Mail trained

Nigel Cannings, managing director, Kinomi Limited discusses bringing order and structure to your email.

Only 30 per cent of companies can recover an email that is more than a month old. A surprising statistic, you might think, but many might be quite surprised it isn't a lot worse.

The reason for this lack of access to emails by companies is that the majority are stored locally on employees' hard drives in a way that only the owner of the mailbox can understand. And, sometimes even they are left in a quandary when it comes to finding that elusive email about an important project decision!

Those companies that do have copies of the emails are not always better placed to find useful information either. After all, storing information is great if you know how to get to the useful stuff.

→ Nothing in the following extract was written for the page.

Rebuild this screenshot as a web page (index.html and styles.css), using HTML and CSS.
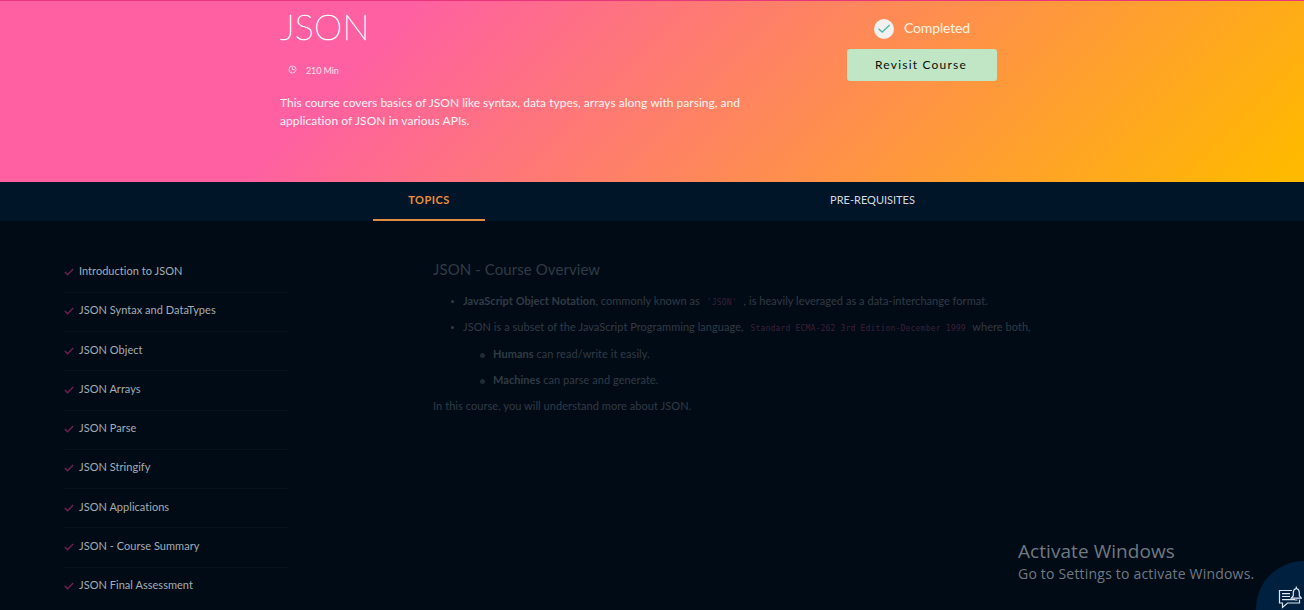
FILE: index.html
```html
<!DOCTYPE html>
<html lang="en">
<head>
<meta charset="utf-8">
<title>JSON</title>
<link rel="stylesheet" href="styles.css">
</head>
<body>
<header class="hero">
  <div class="intro">
    <h1 class="title">JSON</h1>
    <div class="duration">
      <svg class="clock" viewBox="0 0 9 9"><circle cx="4.5" cy="4.5" r="3.5"/><path d="M4.5 2.2v2.5h2.3"/></svg>
      <span>210 Min</span>
    </div>
    <p class="summary">This course covers basics of JSON like syntax, data types, arrays along with parsing, and<br><span class="line-two">application of JSON in various APIs.</span></p>
  </div>
  <div class="status">
    <div class="completed">
      <svg class="badge" viewBox="0 0 20 20"><circle cx="10" cy="10" r="10"/><path d="M4.5 9.7l3.7 3.4 7.5-7"/></svg>
      <span>Completed</span>
    </div>
    <button class="revisit">Revisit Course</button>
  </div>
</header>
<nav class="tabs">
  <a class="tab active"><span>TOPICS</span></a>
  <a class="tab prereq"><span>PRE-REQUISITES</span></a>
</nav>
<main class="content">
  <ul class="topics">
    <li><svg class="tick" viewBox="0 0 10 8"><path d="M.8 4l2.8 2.8L9.2 1"/></svg><span>Introduction to JSON</span></li>
    <li><svg class="tick" viewBox="0 0 10 8"><path d="M.8 4l2.8 2.8L9.2 1"/></svg><span>JSON Syntax and DataTypes</span></li>
    <li><svg class="tick" viewBox="0 0 10 8"><path d="M.8 4l2.8 2.8L9.2 1"/></svg><span>JSON Object</span></li>
    <li><svg class="tick" viewBox="0 0 10 8"><path d="M.8 4l2.8 2.8L9.2 1"/></svg><span>JSON Arrays</span></li>
    <li><svg class="tick" viewBox="0 0 10 8"><path d="M.8 4l2.8 2.8L9.2 1"/></svg><span>JSON Parse</span></li>
    <li><svg class="tick" viewBox="0 0 10 8"><path d="M.8 4l2.8 2.8L9.2 1"/></svg><span>JSON Stringify</span></li>
    <li><svg class="tick" viewBox="0 0 10 8"><path d="M.8 4l2.8 2.8L9.2 1"/></svg><span>JSON Applications</span></li>
    <li><svg class="tick" viewBox="0 0 10 8"><path d="M.8 4l2.8 2.8L9.2 1"/></svg><span>JSON - Course Summary</span></li>
    <li><svg class="tick" viewBox="0 0 10 8"><path d="M.8 4l2.8 2.8L9.2 1"/></svg><span>JSON Final Assessment</span></li>
  </ul>
  <article class="overview">
    <h2>JSON - Course Overview</h2>
    <ul class="points">
      <li><strong>JavaScript Object Notation</strong>, commonly known as <code>'JSON'</code> , is heavily leveraged as a data-interchange format.</li>
      <li>JSON is a subset of the JavaScript Programming language, <code>Standard ECMA-262 3rd Edition-December 1999</code> where both,
        <ul class="subpoints">
          <li><strong>Humans</strong> can read/write it easily.</li>
          <li><strong>Machines</strong> can parse and generate.</li>
        </ul>
      </li>
    </ul>
    <p class="closing">In this course, you will understand more about JSON.</p>
  </article>
</main>
<aside class="watermark">
  <div class="wm-title">Activate Windows</div>
  <div class="wm-text">Go to Settings to activate Windows.</div>
</aside>
<div class="chat">
  <svg class="chat-icon" viewBox="0 0 24 24"><path d="M14 5.500H1.500v12.500h3v4.500l5-4.500h12v-3.500"/><path d="M4 8.700h8M4 11.500h8M4 14.700h13"/><path d="M13.300 13.200h10l-2-2.500V7.500c0-2-1-3.500-3-4-2 .5-3 2-3 4v3.200zM18.300 3.500v-2M17 15h2.500"/></svg>
</div>
</body>
</html>
```
FILE: styles.css
```css
* { box-sizing: border-box; }
body {
  margin: 0;
  width: 1304px;
  height: 610px;
  overflow: hidden;
  background: #000b16;
  font-family: Lato, "Liberation Sans", sans-serif;
  font-size: 11px;
  color: #a3adb5;
}
h1, h2, p, ul { margin: 0; padding: 0; font-weight: 400; }
ul { list-style: none; }

.hero {
  height: 182px;
  display: flex;
  padding-left: 280px;
  border-top: 1px solid #e8357c;
  background: linear-gradient(135deg, #fe60a2 28%, #ffb900 98%);
  color: #fff;
}
.intro { width: 567px; }
.title {
  font-size: 36px;
  line-height: 44px;
  font-weight: 100;
  letter-spacing: .2px;
  padding-top: 3px;
  height: 61px;
  -webkit-text-stroke: .6px #fff;
}
.duration {
  display: flex;
  align-items: center;
  gap: 9px;
  height: 16px;
  padding-left: 8px;
  font-size: 9px;
  letter-spacing: -.1px;
  color: #ffe0ec;
}
.clock { width: 9px; height: 9px; margin-top: -1px; fill: none; stroke: #ffd0e2; stroke-width: 1; }
.summary { padding-top: 16px; font-size: 12px; line-height: 18px; letter-spacing: .015px; white-space: nowrap; color: #fff4f4; }
.line-two { letter-spacing: .07px; }

.status { width: 150px; padding-top: 17px; }
.completed {
  display: flex;
  align-items: center;
  gap: 10px;
  padding-left: 27px;
  height: 21px;
  font-size: 14px;
  letter-spacing: -.15px;
  color: #fff4e4;
}
.completed span { margin-top: -2px; }
.badge { width: 20px; height: 20px; }
.badge circle { fill: #f1f1ef; }
.badge path { fill: none; stroke: #4fb6a9; stroke-width: 1.3; }
.revisit {
  display: block;
  width: 150px;
  height: 32px;
  margin-top: 10px;
  padding: 0 2px 2px 0;
  border: 0;
  border-radius: 3px;
  background: #c0e6c5;
  color: #06100a;
  font: 12px Lato, sans-serif;
  letter-spacing: 1.2px;
}

.tabs {
  height: 39px;
  display: flex;
  justify-content: space-between;
  padding: 0 376px 0 373px;
  background: #001528;
}
.tab { height: 39px; line-height: 36px; text-align: center; color: #d3dae0; white-space: nowrap; }
.active { width: 112px; border-bottom: 2px solid #e08a42; color: #e98f3d; font-weight: 700; letter-spacing: .5px; }
.prereq { width: 111px; }

.content { display: flex; padding-left: 64px; }
.topics { width: 224px; padding-top: 32.500px; }
.topics li {
  display: flex;
  align-items: center;
  gap: 5px;
  height: 39.250px;
  padding-bottom: 4px;
  border-bottom: 1px solid #091119;
  letter-spacing: .03px;
}
.topics li:last-child { border-color: transparent; }
.tick { width: 10px; height: 8px; margin-top: 3px; fill: none; stroke: #6e204f; stroke-width: 1.5; }

.overview { padding: 37px 0 0 145px; color: #303b45; white-space: nowrap; }
.overview h2 { font-size: 15px; line-height: 22px; letter-spacing: .08px; }
.overview strong { font-weight: 700; letter-spacing: .03px; }
.overview code { margin: 0 4px; font: 8px "DejaVu Sans Mono", monospace; letter-spacing: .19px; color: #3b2039; }
.points { padding-top: 8px; line-height: 26.300px; letter-spacing: .04px; }
.points li::before {
  content: "";
  display: inline-block;
  width: 3px;
  height: 3px;
  margin: 0 9px 2px 18px;
  border-radius: 50%;
  background: #303b45;
}
.subpoints { padding-left: 29px; }
.points .subpoints li::before { width: 5px; height: 5px; margin: 0 8px 0 18px; background: #202b35; }
.closing { line-height: 26px; letter-spacing: .06px; }

.watermark {
  position: absolute;
  left: 1018px;
  top: 538px;
  font-family: "Open Sans", sans-serif;
  color: #707982;
  white-space: nowrap;
}
.wm-title { font-size: 19px; line-height: 26px; letter-spacing: .06px; }
.wm-text { font-size: 14px; line-height: 20px; letter-spacing: .2px; }
.chat {
  position: absolute;
  left: 1256px;
  top: 561px;
  width: 48px;
  height: 49px;
  border-top-left-radius: 48px;
  background: #002040;
  overflow: hidden;
}
.chat-icon { display: block; width: 24px; height: 24px; margin: 24px 0 0 22px; fill: none; stroke: #dce6ee; stroke-width: 1.2; }
```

Most companies just store emails as they come into the organization and, therefore, without any filing structure or referencing.

To find anything of importance would still take a good deal of time. That's always assuming that it is known where the information came from, to whom it was sent and what the essence of the communication might be.

After all, if you don't know exactly what you are looking for in the first place, finding it can be an uphill struggle at best and an impossible task at worst.

There's no disputing that email is a great facilitator but it comes at a cost that is not always financial. It's so popular that the sheer volume of traffic means that users can barely answer what is coming in the door, let alone file it. Perhaps a new approach is called for.

Email overload

Email overload is becoming so last year. The most current executives now have RSS overload as well, subscribing in haste, and, most definitely, repenting at leisure. Except that the whole leisure thing has all but disappeared, with 37 per cent of employees spending more time in front of an open email client than they do sleeping.

This transformation to our working lives has happened in just a few short years. And yet, are we better off now than we were back then? Isn't it true that the more email we receive, the less we seem to know. We don't have the time to read it all, and attachments that warrant attention all too often languish unread.

One excruciatingly obvious thing about the explosion of email is how all of our business intelligence is getting locked into email boxes. Perhaps we could take a lesson from yesteryear when businesses relied heavily on the secretarial pool to keep companies on track.

Then, documents were copied to all of the people that needed them before being filed in the correct folder, in the correct place, where they were accessible in a matter of seconds, usually. And if the person who wrote the memo left the company, the file lived on. That was collaborative working, the old fashioned way.

Email, on the other hand, is a selfish tool. We guard our email preciously, and do not like other people to lay their hands on it. All of that valuable information about our customers and our companies is stuck in our own inboxes, usually on our own desktop.

Putting in structure

All is not lost. There is a solution to this. Spam is, to all intents and purposes, dead, if you install the right tools on your desktop, or on your server. A few years ago, it was predicted that spam would finish off email. And yet it hasn't. We have found a way of using one technology to manage another.

So, what we need is a technological way of sharing knowledge, storing knowledge, and extracting knowledge.

Over the years, there have been several attempts to produce email collaboration tools offering ways of centralizing email relating to particular groups or topics. But they have suffered from a number of fundamental flaws.

They tend to be application specific and, to make matters worse, they don't, in many cases, enable communication outside of the company. Information can be shared but within the confines of the organization which can be limiting for many people who work with suppliers and colleagues in various locations and businesses.

An ability to collaborate easily, effectively and securely across corporate firewalls is essential in the business world of today.

So, any solution has to be totally platform independent, and it has to be flexible enough to accommodate users from inside or outside a company. That probably means it is browser based, and capable of being remotely hosted.


Then there is the issue of storing knowledge. There is no point in storing all corporate knowledge on individual PCs and laptops. However, by the same token, there is no point in simply transferring individual mailboxes to a back-up server.

This will merely result in a duplicate being created of an unusable records store. It is unusable because it is just a list of individual emails that are unstructured.

What is needed is a central store of all email that is accessible, useful, and relevant. Ideally, there is one big corporate email storage pot broken down into groups of email, just like the old centralized paper filing system.

Finding the knowledge

Finally, the emphasis turns to extracting the knowledge from the store of emails. Simply performing a Google search is not the way forward.

This approach will often produce a long list of results that is largely irrelevant and confusing, and it presupposes that the user know what they are looking for in the first place.

Let's turn knowledge extraction on its head. Imagine a system that extracts all of the data from emails as they pass through (dates, names, urls, attachments etc) and separately identifies them with hyperlinks. And then the system starts to 'read' the email, finding themes and topics that recur, and are relevant to a group of email users.

This is the answer to the growing email burden on companies today. A web portal where users can look at their email, and see all of the new themes and topics, names and dates that have emerged from the flow of email.

This is all about getting the computer to do the hard work for the users and provide them with information to help them to do their jobs more efficiently.

Receiving a preview of the content of emails coming into the company or a group within the company can only help users to prioritize their workload and to weed out the emails that can wait until later or be deleted immediately.

Self-organizing, self-searching email. Now that's a leap forward!

Nigel Cannings is managing director of Kinomi.